2021 is a corridor into a deeper state of disruption where the call to unite may only breed greater division. Unity is challenged without real, honest dialogue.

However, disagreement can be trying from the perspective of the nervous system. It is natural to hear something that evokes a raw emotion. It would be human to let that emotion trigger you into a reactive state, that is, feel a legitimate emotion (i.e. anger) and express it toward yourself and others (i.e. begin to yell). During moments of emotional disruption, regulation must be brought into the mechanism of your awareness.  

Unity is challenged without real, honest dialogue.

Emotional regulation is the ability to balance your inner state of emotions so that you are more reflexive and flexible in the moment. Dialogue is a chance to exercise an emotional experience and transform it in order to further the conversation. That could mean communicating the negotiation of your thoughts, verbalizing your emotions or expressing beliefs with others in a tone that can be heard by them. You have a right to honor your feelings, yet the task here is about converting the rawness of an emotion in a manner which conveys what is underneath it.  

Let me also be real about hurtful content. There are things people can share that you not only disagree with, but it causes great harm and danger for you to further the conversation. As this could be the case, you have to listen to your gut, first and foremost, to know what is appropriate to engage in and that which is unhealthy for you. Only you will know that distinction.

As a final note, do not wait for others to initiate sincere dialogue and demonstrate the way forward.

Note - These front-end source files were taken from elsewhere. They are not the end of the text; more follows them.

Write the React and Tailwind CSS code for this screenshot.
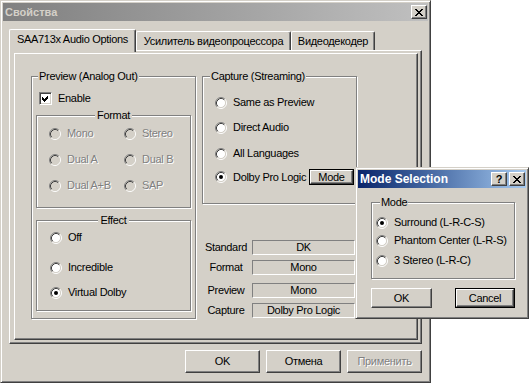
const WIN = 'border border-t-[#d4d0c8] border-l-[#d4d0c8] border-r-[#404040] border-b-[#404040] shadow-[inset_1px_1px_#fff,inset_-1px_-1px_#808080]';
const BTN = 'border border-t-white border-l-white border-r-[#404040] border-b-[#404040] shadow-[inset_-1px_-1px_#808080]';
const ETCH = 'border border-[#808080] shadow-[inset_1px_1px_#fff,1px_1px_#fff]';
const SUNK = 'border border-t-[#808080] border-l-[#808080] border-r-white border-b-white';
const DIS = 'text-[#808080] [text-shadow:1px_1px_0_#fff]';

const X_PIXELS = [
  [0, 0], [1, 0], [6, 0], [7, 0],
  [1, 1], [2, 1], [5, 1], [6, 1],
  [2, 2], [3, 2], [4, 2], [5, 2],
  [3, 3], [4, 3],
  [2, 4], [3, 4], [4, 4], [5, 4],
  [1, 5], [2, 5], [5, 5], [6, 5],
  [0, 6], [1, 6], [6, 6], [7, 6],
];

function CloseGlyph() {
  return (
    <svg width="8" height="7" viewBox="0 0 8 7" shapeRendering="crispEdges">
      {X_PIXELS.map(([x, y]) => <rect key={`${x}-${y}`} x={x} y={y} width="1" height="1" fill="#000" />)}
    </svg>
  );
}

function CaptionButton({ children }) {
  return (
    <div className={`w-[16px] h-[14px] bg-[#d4d0c8] flex items-center justify-center ${BTN}`}>
      {children}
    </div>
  );
}

function Radio({ checked, disabled }) {
  return (
    <svg width="12" height="12" viewBox="0 0 12 12" className="shrink-0">
      <circle cx="6" cy="6" r="4.5" fill={disabled ? '#d4d0c8' : '#fff'} />
      <path d="M2.11 9.89 A5.5 5.5 0 0 1 9.89 2.11" stroke="#808080" fill="none" />
      <path d="M9.89 2.11 A5.5 5.5 0 0 1 2.11 9.89" stroke="#fff" fill="none" />
      <path d="M2.82 9.18 A4.5 4.5 0 0 1 9.18 2.82" stroke="#404040" fill="none" />
      <path d="M9.18 2.82 A4.5 4.5 0 0 1 2.82 9.18" stroke="#d4d0c8" fill="none" />
      {checked && <circle cx="6" cy="6" r="2" fill="#000" />}
    </svg>
  );
}

function Option({ label, checked, disabled, className = '' }) {
  return (
    <div className={`flex items-center gap-[6px] h-[13px] whitespace-nowrap ${className}`}>
      <Radio checked={checked} disabled={disabled} />
      <span className={disabled ? DIS : ''}>{label}</span>
    </div>
  );
}

function Check() {
  return (
    <span className={`w-[13px] h-[13px] bg-white flex items-center justify-center shadow-[inset_1px_1px_#404040,inset_-1px_-1px_#d4d0c8] ${SUNK}`}>
      <svg width="7" height="7" viewBox="0 0 7 7" shapeRendering="crispEdges">
        <path d="M0 2 L2 4 L6 0 L6 3 L2 7 L0 5 Z" fill="#000" />
      </svg>
    </span>
  );
}

function Button({ children, size, isDefault, disabled }) {
  const face = (
    <div className={`w-full h-full bg-[#d4d0c8] flex items-center justify-center ${BTN} ${disabled ? DIS : ''}`}>
      {children}
    </div>
  );
  if (isDefault) {
    return <div className={`border border-black ${size}`}>{face}</div>;
  }
  return <div className={size}>{face}</div>;
}

function Tab({ children, active, size }) {
  return (
    <div
      className={`${size} ${active ? 'relative z-10 h-[23px] mb-[-2px]' : 'h-[19px]'} bg-[#d4d0c8] border-l border-t border-r border-l-white border-t-white border-r-[#404040] shadow-[inset_-1px_0_#808080] rounded-t-[2px] flex justify-center pt-[3px] whitespace-nowrap`}
    >
      {children}
    </div>
  );
}

function Field({ label, value, className = '' }) {
  return (
    <div className={`flex items-center ${className}`}>
      <span className="w-[48px] text-center">{label}</span>
      <div className={`ml-[2px] w-[103px] h-[15px] flex items-center justify-center ${SUNK}`}>{value}</div>
    </div>
  );
}

export default function App() {
  return (
    <div className="relative w-[531px] h-[383px] bg-white overflow-hidden font-['Liberation_Sans',Arial,sans-serif] text-[11px] leading-[13px] tracking-[-0.3px] text-black">
      {/* Main properties window */}
      <div className={`w-[431px] h-[383px] bg-[#d4d0c8] p-[2px] flex flex-col ${WIN}`}>
        <div className="h-[18px] shrink-0 flex items-center justify-between pl-[2px] pr-[1px] bg-linear-to-r from-[#808080] to-[#c0c0c0]">
          <span className="font-bold text-[#d4d0c8] tracking-normal">Свойства</span>
          <CaptionButton><CloseGlyph /></CaptionButton>
        </div>

        {/* Tabs */}
        <div className="h-[29px] shrink-0 flex items-end pl-[6px]">
          <Tab active size="w-[127px]">SAA713x Audio Options</Tab>
          <Tab size="w-[155px]">Усилитель видеопроцессора</Tab>
          <Tab size="w-[84px]">Видеодекодер</Tab>
        </div>

        {/* Tab page */}
        <div className={`ml-[6px] w-[413px] h-[294px] shrink-0 ${BTN}`}>
          <div className={`ml-[4px] mt-[2px] w-[404px] h-[287px] flex items-start ${BTN}`}>
            {/* Left column */}
            <fieldset className={`ml-[16px] mt-[16px] w-[165px] h-[249px] shrink-0 ${ETCH}`}>
              <legend className="ml-[6px] px-[1px] bg-[#d4d0c8]">Preview (Analog Out)</legend>
              <div className="pl-[7px] pt-[9px] flex items-center gap-[6px]">
                <Check />
                <span>Enable</span>
              </div>

              <fieldset className={`ml-[4px] mt-[4px] w-[155px] h-[99px] ${ETCH}`}>
                <legend className="mx-auto px-[2px] bg-[#d4d0c8]">Format</legend>
                <div className="grid grid-cols-[75px_1fr] gap-y-[13px] pl-[12px] pt-[5px]">
                  <Option label="Mono" disabled />
                  <Option label="Stereo" disabled />
                  <Option label="Dual A" disabled />
                  <Option label="Dual B" disabled />
                  <Option label="Dual A+B" disabled />
                  <Option label="SAP" disabled />
                </div>
              </fieldset>

              <fieldset className={`ml-[4px] mt-[6px] w-[155px] h-[97px] ${ETCH}`}>
                <legend className="mx-auto px-[2px] bg-[#d4d0c8]">Effect</legend>
                <div className="pl-[13px] flex flex-col">
                  <Option label="Off" className="mt-[4px]" />
                  <Option label="Incredible" className="mt-[17px]" />
                  <Option label="Virtual Dolby" checked className="mt-[12px]" />
                </div>
              </fieldset>
            </fieldset>

            {/* Right column */}
            <div className="ml-[6px] mt-[16px] flex flex-col">
              <fieldset className={`w-[155px] h-[134px] ${ETCH}`}>
                <legend className="ml-[7px] px-[1px] bg-[#d4d0c8]">Capture (Streaming)</legend>
                <div className="pl-[12px] pt-[13px] flex flex-col">
                  <Option label="Same as Preview" />
                  <Option label="Direct Audio" className="mt-[12px]" />
                  <Option label="All Languages" className="mt-[13px]" />
                  <div className="mt-[9px] flex items-center h-[16px]">
                    <Radio checked />
                    <span className="ml-[6px] w-[76px] whitespace-nowrap">Dolby Pro Logic</span>
                    <Button size="w-[45px] h-[16px]" isDefault>Mode</Button>
                  </div>
                </div>
              </fieldset>

              <Field label="Standard" value="DK" className="mt-[36px]" />
              <Field label="Format" value="Mono" className="mt-[5px]" />
              <Field label="Preview" value="Mono" className="mt-[8px]" />
              <Field label="Capture" value="Dolby Pro Logic" className="mt-[5px]" />
            </div>
          </div>
        </div>

        {/* Dialog buttons */}
        <div className="mt-[6px] flex justify-end gap-[6px] pr-[6px]">
          <Button size="w-[75px] h-[23px]">OK</Button>
          <Button size="w-[75px] h-[23px]">Отмена</Button>
          <Button size="w-[75px] h-[23px]" disabled>Применить</Button>
        </div>
      </div>

      {/* Mode Selection window */}
      <div className={`absolute left-[355px] top-[167px] w-[174px] h-[152px] bg-[#d4d0c8] p-[2px] flex flex-col ${WIN}`}>
        <div className="h-[18px] shrink-0 flex items-center justify-between pl-[2px] pr-[1px] bg-linear-to-r from-[#0a246a] to-[#a6caf0]">
          <span className="font-bold text-white text-[12px] tracking-normal">Mode Selection</span>
          <div className="flex gap-[2px]">
            <CaptionButton><span className="font-bold text-[11px] leading-[10px] tracking-normal">?</span></CaptionButton>
            <CaptionButton><CloseGlyph /></CaptionButton>
          </div>
        </div>

        <fieldset className={`ml-[13px] mt-[8px] w-[144px] h-[83px] ${ETCH}`}>
          <legend className="ml-[8px] px-[1px] bg-[#d4d0c8]">Mode</legend>
          <div className="pl-[4px] flex flex-col">
            <Option label="Surround (L-R-C-S)" checked className="mt-[7px] gap-[5px]" />
            <Option label="Phantom Center (L-R-S)" className="mt-[5px] gap-[5px]" />
            <Option label="3 Stereo (L-R-C)" className="mt-[7px] gap-[5px]" />
          </div>
        </fieldset>

        <div className="ml-[13px] mt-[9px] w-[144px] flex justify-between">
          <Button size="w-[61px] h-[20px]">OK</Button>
          <Button size="w-[60px] h-[20px]" isDefault>Cancel</Button>
        </div>
      </div>
    </div>
  );
}
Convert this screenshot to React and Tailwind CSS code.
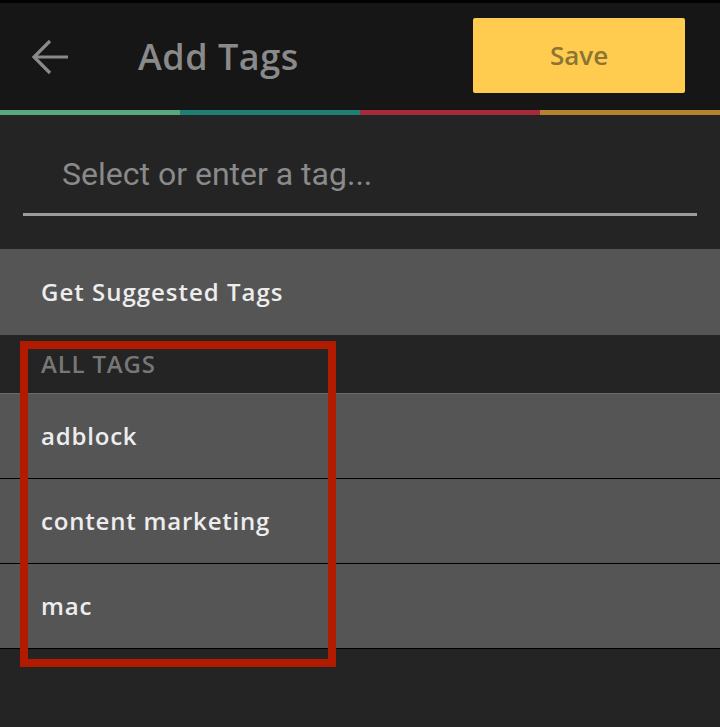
import React from 'react';

const tags = ['adblock', 'content marketing', 'mac'];

function BackArrow() {
  return (
    <svg width="40" height="40" viewBox="0 0 40 40" fill="none" stroke="#8a8a8a" strokeWidth="3.2" strokeLinecap="butt">
      <path d="M4 20 H38" />
      <path d="M20 4 L4 20 L20 36" />
    </svg>
  );
}

export default function App() {
  return (
    <div className="relative w-[720px] h-[727px] bg-[#242424] overflow-hidden" style={{ fontFamily: '"Open Sans", "Noto Sans", sans-serif' }}>
      <div className="h-[3px] bg-black" />
      <header className="h-[107px] bg-[#161616] flex items-center">
        <div className="ml-[30px] w-[40px] h-[40px] flex items-center">
          <BackArrow />
        </div>
        <h1 className="ml-[68px] text-[36px] font-semibold text-[#8a8a8a] tracking-[0.5px]">Add Tags</h1>
        <button className="ml-auto mr-[35px] w-[212px] h-[75px] rounded-[2px] bg-[#ffcc4f] text-[#8c7432] text-[26px] font-semibold -mt-[2px]">
          Save
        </button>
      </header>
      <div className="grid grid-cols-4 h-[5px]">
        <div className="bg-[#5aa77c]" />
        <div className="bg-[#1f7f74]" />
        <div className="bg-[#a52a3a]" />
        <div className="bg-[#b5822f]" />
      </div>
      <div className="h-[134px] px-[23px] pt-[40px]">
        <div className="pl-[39px] text-[32px] text-[#8a8a8a] leading-[38px]" style={{ fontFamily: 'Roboto, sans-serif' }}>
          Select or enter a tag...
        </div>
        <div className="mt-[20px] h-[3px] bg-[#9c9c9c]" />
      </div>
      <div className="h-[86px] bg-[#555555] flex items-center px-[41px] text-[24px] font-semibold text-[#ededed] tracking-[1px]">
        Get Suggested Tags
      </div>
      <div className="h-[59px] flex items-center px-[41px] text-[24px] font-semibold text-[#777777] tracking-[0.8px] border-b border-[#6a6a6a]">
        ALL TAGS
      </div>
      {tags.map((t) => (
        <div key={t} className="h-[85px] bg-[#555555] border-b border-black flex items-center px-[41px] text-[24px] font-semibold text-[#ededed] tracking-[0.8px]">
          {t}
        </div>
      ))}
      <div className="absolute left-[20px] top-[341px] w-[316px] h-[326px] border-[8px] border-[#b31b00]" />
    </div>
  );
}
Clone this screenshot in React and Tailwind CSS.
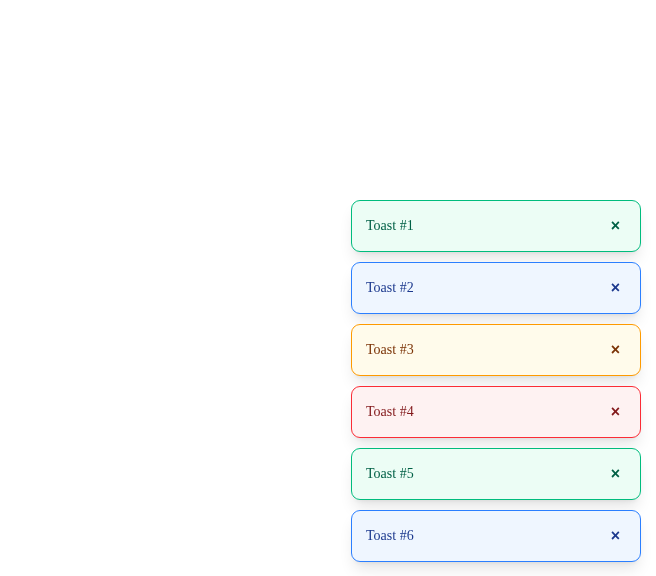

Do not wait for your favorite social figure online (or offline) to make disagreement cool again. Accept this article as your reality check-in. Moving forward, your growth lies in facing the challenge of dialogue with fearlessness and fortitude.

Expect disagreement, as much as you anticipate understanding. Perhaps they are two sides of the same coin.

What is the key to healthy dialogue when faced with a disagreement? Do you think you are as good a listener as you are an orator of your opinions and feelings?